Standing on Street Corners
UNDER that title the Episcopal Churchnews for March 15 carried the following editorial, which we quote by their kind permission:
“You find them everywhere, in the busiest part of the big cities. At General Convention in Boston they stood where the street-corner concentration of round collars was thickest, and patiently, politely, held out copies of The Watchtower. More than one cleric hastily succumbed to curiosity and made a purchase, which he stuck into his pocket for future reading.
“Meanwhile, the members of Jehovah’s Witnesses make themselves unpopular by refusing to salute the flag and by going to jail rather than to war. Our tendency—reasonable and respectable people that we are—is to brush them off from our consciousness, to murmur ‘those fringe people’ and pour another cup of tea or the second cocktail.
“But suppose we have a look at a copy of The Watchtower and see how the world appears to the ‘peculiar people’ who are equally ready to stand on street corners or go to jail for their faith. We find first of all that a knowledge of English is not needed for the salvation which the Witnesses proclaim. The Watchtower can be had in thirty-eight other tongues, including Indonesian, Tagalog, Silozi, Twi, and Yoruba (we aren’t making these names up). We wish we could say the same thing for Episcopal Churchnews.
“As one reads through The Watchtower, what word best describes the feeling running through all its articles? Perhaps the word is ‘urgency.’ Jehovah’s Witnesses believe that Christ returned in 1914 and is now reigning, though invisibly; that we are living at 5 minutes of twelve and the final culmination of history is visibly shaping up; that it is now or never—choose God and partake of the resurrection of the righteous; deny Him and your existence will be blacked out and annihilated.

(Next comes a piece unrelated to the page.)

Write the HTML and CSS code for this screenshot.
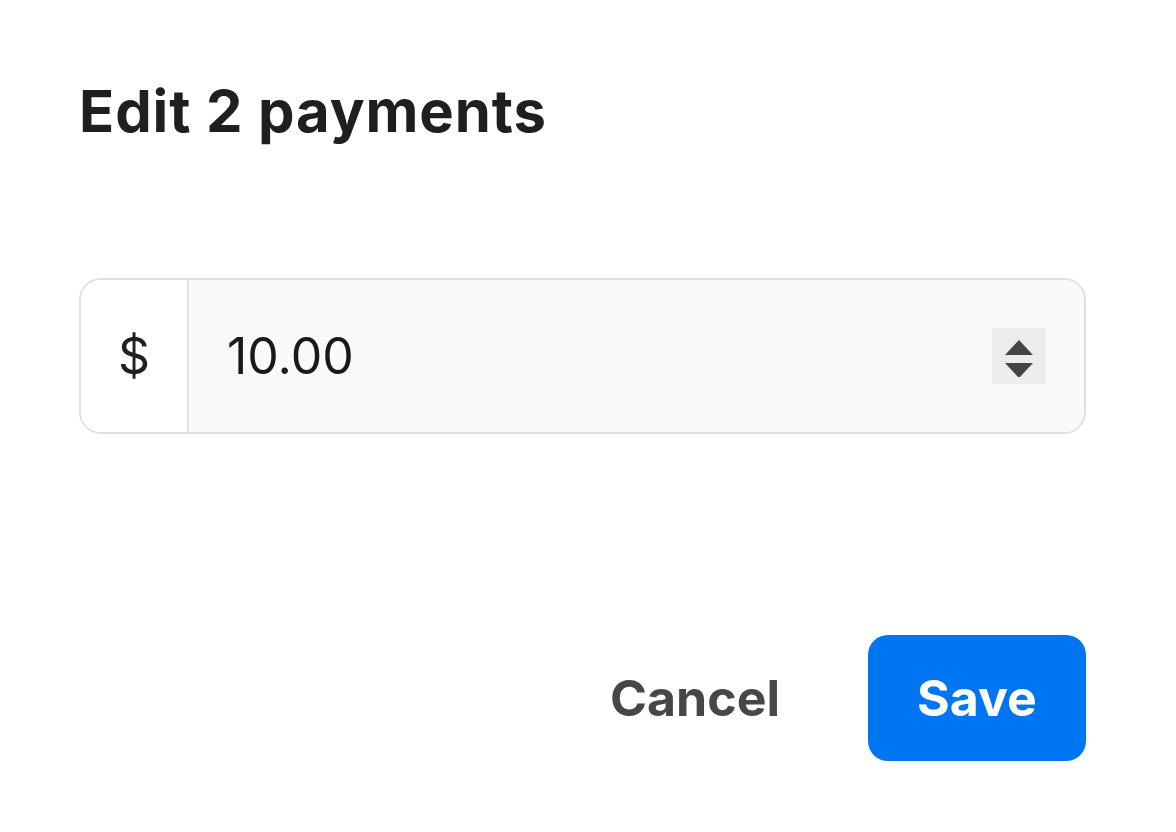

“Jehovah’s Witnesses are in a hurry. They believe the time is very short, and that the decision each must make is a plain Yes or a plain No; that Yes is the password into everlasting life, and No the invitation to extinction.
“They are more right than otherwise. As Episcopalians we do not try to work out God’s timetable; we dare not predict the split second of Christ’s return. But we have His promise that He will return. And for the individual, each second of this present life is as fraught with eternal consequences as the Witnesses say it is. We are choosing now, this day, this moment; our big decisions and little decisions are adding up to the final decision.
“When we begin to know this in our bones and our blood, perhaps something new will be seen on the face of the earth: Episcopalians (lay or clerical) standing at street corners, with tracts in their hands. And they will look across the street at the Watchtower salesman and wave a friendly greeting to him. However much they may differ, they are members of the Brotherhood of the Urgent.”